There is a distinction drawn between man and machine here; while we handle the arts, they can handle the sciences.

If it is a form of cohabitation, it is they who are working for us, automating the work too time-consuming or cumbersome for us to do.

Those neatly drawn categories seem helpful, but are they still accurate?

As we move from rule-based automation to true AI, should we believe that creativity will remain a singularly human pursuit?

Deep learning algorithms are ushering in an era of Strong AI (also known as True AI), capable of taking abstract, unlabeled inputs and making decisions based on sensory information as well as pure, structured data. This is a hugely significant shift and could mark AI’s advance into the realm of sentience. With sentience comes, many argue, the capacity to be creative.

Depending on your stance, the encouraging (or foreboding) evidence of this is already all around us. Within the last 12 months, AI has been deployed to combat terrorism, it has composed classical music, and produced art that critics couldn’t distinguish from works by human artists.

Moreover, Gartner predicts, “By 2018, 20% of all business content will be authored by machines,” Elon Musk thinks computers will be able to do anything a human can “by 2030 to 2040”, and Google invested over $800,000 in the Press Association’s initiative to generate news stories solely through the use of AI.

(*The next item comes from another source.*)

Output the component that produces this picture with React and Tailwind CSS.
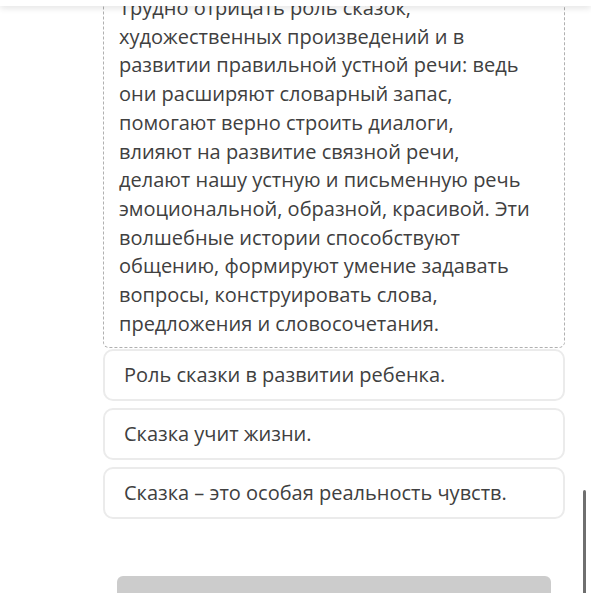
const passage = [
  'Трудно отрицать роль сказок,',
  'художественных произведений и в',
  'развитии правильной устной речи: ведь',
  'они расширяют словарный запас,',
  'помогают верно строить диалоги,',
  'влияют на развитие связной речи,',
  'делают нашу устную и письменную речь',
  'эмоциональной, образной, красивой. Эти',
  'волшебные истории способствуют',
  'общению, формируют умение задавать',
  'вопросы, конструировать слова,',
  'предложения и словосочетания.',
];

const options = [
  'Роль сказки в развитии ребенка.',
  'Сказка учит жизни.',
  'Сказка – это особая реальность чувств.',
];

export default function App() {
  return (
    <div className="relative w-[591px] h-[593px] overflow-hidden bg-white font-['Open_Sans',sans-serif] text-[#404040]">
      {/* верхняя панель */}
      <div className="absolute top-0 left-0 right-0 z-10 h-[6px] bg-white shadow-[0_2px_6px_rgba(0,0,0,0.12)]" />

      <div className="flex flex-col pl-[103px] pr-[26px] -mt-[16px]">
        <div className="border border-dashed border-[#b0b0b0] border-t-0 rounded-b-md pl-[15px] pt-[10px] pb-[9px] text-[20px] leading-[28.7px]">
          {passage.map((line, i) => (
            <div key={i} className="whitespace-nowrap">{line}</div>
          ))}
        </div>

        <div className="flex flex-col gap-[7px] mt-[1px]">
          {options.map((text, i) => (
            <div
              key={i}
              className="h-[52px] flex items-center pl-[19px] border-2 border-[#ebebeb] rounded-[10px] text-[20px]"
            >
              {text}
            </div>
          ))}
        </div>

        <div className="mt-[57px] ml-[14px] mr-[14px] h-[40px] bg-[#cccccc] rounded-md" />
      </div>

      {/* полоса прокрутки */}
      <div className="absolute left-[583px] top-[490px] w-[3px] h-[110px] bg-[#6f6f6f] rounded-t-sm" />
    </div>
  );
}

The inexorable march towards AI-led creative content seems certain, placed in this context, but the narrative is not so linear.

The challenges for artificial intelligence within the realm of content generation touch as much on the philosophical and the psychological as they do on the technological.

Therefore, within this article, we will seek to define these challenges, assess their potential rewards, and discuss what a future would look like where machines control the message as well as the medium.

First, some definitions

Before we dive into our investigation of the potential for AI to produce high-quality content, we should spell out exactly what we are trying to define and decide.

First of all, we need to ensure a solid grasp on what exactly constitutes intelligence.

Intelligence can succinctly be defined as the ability to convert experience into knowledge or new skills.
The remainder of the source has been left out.